#### WRITTEN REQUEST:
List each line of the data that holds the string "html", please.

#### SOURCE DATA:

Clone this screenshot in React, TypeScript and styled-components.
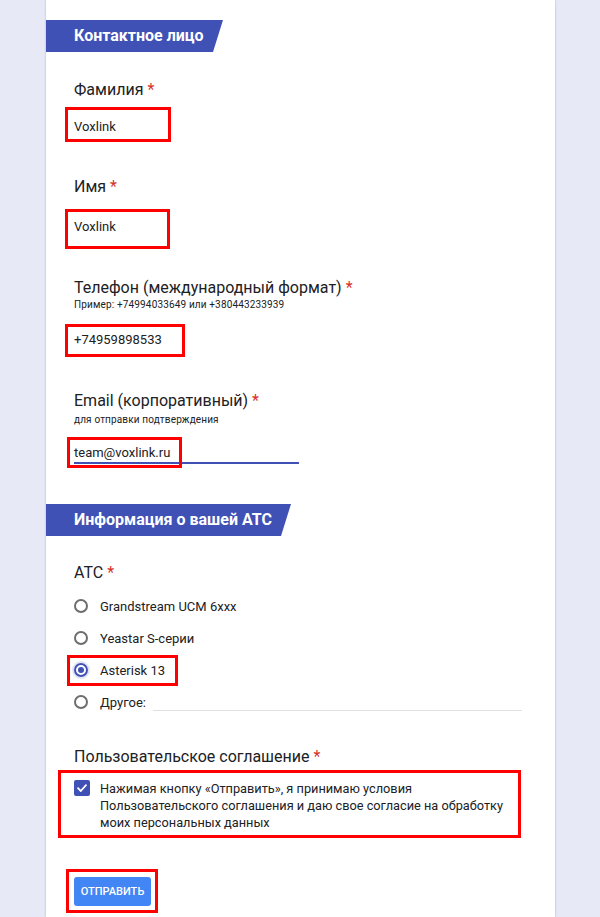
import React from "react";
import styled, { createGlobalStyle } from "styled-components";

const Global = createGlobalStyle`
  html, body { margin: 0; padding: 0; }
  body {
    background: #e8e9f6;
    font-family: Roboto, "Noto Sans", Arial, sans-serif;
    color: #202124;
  }
`;

const Page = styled.div`
  height: 917px;
  overflow: hidden;
`;

const Card = styled.main`
  margin-left: 46px;
  width: 509px;
  min-height: 917px;
  background: #ffffff;
  box-shadow: 0 0 2px rgba(60, 64, 120, 0.35);
  padding-top: 20px;
  box-sizing: border-box;
`;

const SectionHeader = styled.div<{ $w: number; $mt?: number }>`
  width: ${(p) => p.$w}px;
  height: 32px;
  margin-top: ${(p) => p.$mt ?? 0}px;
  background: #3f51b5;
  clip-path: polygon(0 0, 100% 0, calc(100% - 10px) 100%, 0 100%);
  color: #ffffff;
  font-weight: 700;
  font-size: 16px;
  line-height: 32px;
  padding-left: 28px;
  box-sizing: border-box;
  white-space: nowrap;
`;

const Body = styled.div`
  padding-left: 28px;
`;

const Label = styled.div<{ $mt: number }>`
  margin-top: ${(p) => p.$mt}px;
  font-size: 16px;
  line-height: 20px;
  color: #202124;
`;

const Req = styled.span`
  color: #d93025;
  margin-left: 4px;
`;

const Hint = styled.div<{ $mt: number }>`
  margin-top: ${(p) => p.$mt}px;
  font-size: 10px;
  line-height: 12px;
  letter-spacing: 0.15px;
  color: #202124;
`;

const Answer = styled.div<{ $mt: number; $underline?: boolean }>`
  position: relative;
  margin-top: ${(p) => p.$mt}px;
  font-size: 13px;
  line-height: 18px;
  color: #202124;
  width: ${(p) => (p.$underline ? "225px" : "auto")};
  border-bottom: ${(p) => (p.$underline ? "2px solid #3f51b5" : "none")};
`;

const Marker = styled.span<{ $l: number; $t: number; $w: number; $h: number }>`
  position: absolute;
  left: ${(p) => p.$l}px;
  top: ${(p) => p.$t}px;
  width: ${(p) => p.$w}px;
  height: ${(p) => p.$h}px;
  border: 3px solid #ff0000;
  box-sizing: border-box;
  pointer-events: none;
`;

const RadioList = styled.div`
  margin-top: 7px;
  display: flex;
  flex-direction: column;
`;

const RadioRow = styled.div`
  position: relative;
  height: 32px;
  display: flex;
  align-items: center;
  font-size: 13px;
  color: #202124;
`;

const RadioCircle = styled.span<{ $on?: boolean }>`
  width: 14px;
  height: 14px;
  border-radius: 50%;
  border: 2px solid ${(p) => (p.$on ? "#3f51b5" : "#6e6e6e")};
  box-sizing: border-box;
  margin-right: 12px;
  display: flex;
  align-items: center;
  justify-content: center;
  box-shadow: ${(p) => (p.$on ? "0 0 0 2px rgba(63, 81, 181, 0.15)" : "none")};
  &::after {
    content: "";
    width: 6px;
    height: 6px;
    border-radius: 50%;
    background: ${(p) => (p.$on ? "#3f51b5" : "transparent")};
  }
`;

const OtherLine = styled.span`
  margin-left: 7px;
  margin-top: 16px;
  width: 369px;
  border-bottom: 1px solid #e0e0e0;
`;

const Agreement = styled.div`
  position: relative;
  margin-top: 13px;
  display: flex;
  align-items: flex-start;
  font-size: 12.75px;
  line-height: 17px;
  color: #202124;
`;

const CheckBox = styled.span`
  width: 16px;
  height: 16px;
  border-radius: 2px;
  background: #3f51b5;
  margin-right: 10px;
  flex: none;
  display: flex;
  align-items: center;
  justify-content: center;
`;

const AgreementText = styled.div`
  white-space: nowrap;
`;

const SubmitWrap = styled.div`
  position: relative;
  margin-top: 46px;
  width: 77px;
`;

const Submit = styled.button`
  width: 77px;
  height: 29px;
  border: none;
  border-radius: 3px;
  background: #4285f4;
  color: #ffffff;
  font-family: Roboto, Arial, sans-serif;
  font-weight: 500;
  font-size: 11px;
  padding: 0;
`;

export default function App() {
  return (
    <Page>
      <Global />
      <Card>
        <SectionHeader $w={177}>Контактное лицо</SectionHeader>
        <Body>
          <Label $mt={28}>
            Фамилия<Req>*</Req>
          </Label>
          <Answer $mt={18}>
            Voxlink
            <Marker $l={-9} $t={-11} $w={106} $h={35} />
          </Answer>

          <Label $mt={41}>
            Имя<Req>*</Req>
          </Label>
          <Answer $mt={21}>
            Voxlink
            <Marker $l={-9} $t={-9} $w={105} $h={40} />
          </Answer>

          <Label $mt={42}>
            Телефон (международный формат)<Req>*</Req>
          </Label>
          <Hint $mt={1}>Пример: +74994033649 или +380443233939</Hint>
          <Answer $mt={20}>
            +74959898533
            <Marker $l={-9} $t={-7} $w={120} $h={33} />
          </Answer>

          <Label $mt={42}>
            Email (корпоративный)<Req>*</Req>
          </Label>
          <Hint $mt={3}>для отправки подтверждения</Hint>
          <Answer $mt={18} $underline>
            team@voxlink.ru
            <Marker $l={-7} $t={-7} $w={115} $h={31} />
          </Answer>
        </Body>

        <SectionHeader $w={245} $mt={40}>
          Информация о вашей АТС
        </SectionHeader>
        <Body>
          <Label $mt={27}>
            АТС<Req>*</Req>
          </Label>
          <RadioList>
            <RadioRow>
              <RadioCircle />
              Grandstream UCM 6xxx
            </RadioRow>
            <RadioRow>
              <RadioCircle />
              Yeastar S-серии
            </RadioRow>
            <RadioRow>
              <RadioCircle $on />
              Asterisk 13
              <Marker $l={-7} $t={1} $w={111} $h={31} />
            </RadioRow>
            <RadioRow>
              <RadioCircle />
              Другое:
              <OtherLine />
            </RadioRow>
          </RadioList>

          <Label $mt={29}>
            Пользовательское соглашение<Req>*</Req>
          </Label>
          <Agreement>
            <CheckBox>
              <svg width="12" height="12" viewBox="0 0 12 12">
                <path d="M2 6.2 L4.8 9 L10 3.2" fill="none" stroke="#fff" strokeWidth="1.8" strokeLinecap="round" strokeLinejoin="round" />
              </svg>
            </CheckBox>
            <AgreementText>
              Нажимая кнопку «Отправить», я принимаю условия
              <br />
              Пользовательского соглашения и даю свое согласие на обработку
              <br />
              моих персональных данных
            </AgreementText>
            <Marker $l={-16} $t={-10} $w={463} $h={68} />
          </Agreement>

          <SubmitWrap>
            <Submit>ОТПРАВИТЬ</Submit>
            <Marker $l={-8} $t={-8} $w={92} $h={44} />
          </SubmitWrap>
        </Body>
      </Card>
    </Page>
  );
}
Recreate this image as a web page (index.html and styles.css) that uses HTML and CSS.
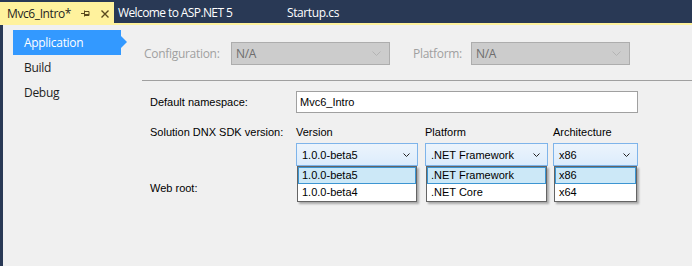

#### REPLY TO THE TASK:
  html, body { margin: 0; padding: 0; }
Recreate this image as a web page (index.html and styles.css) that uses HTML and CSS.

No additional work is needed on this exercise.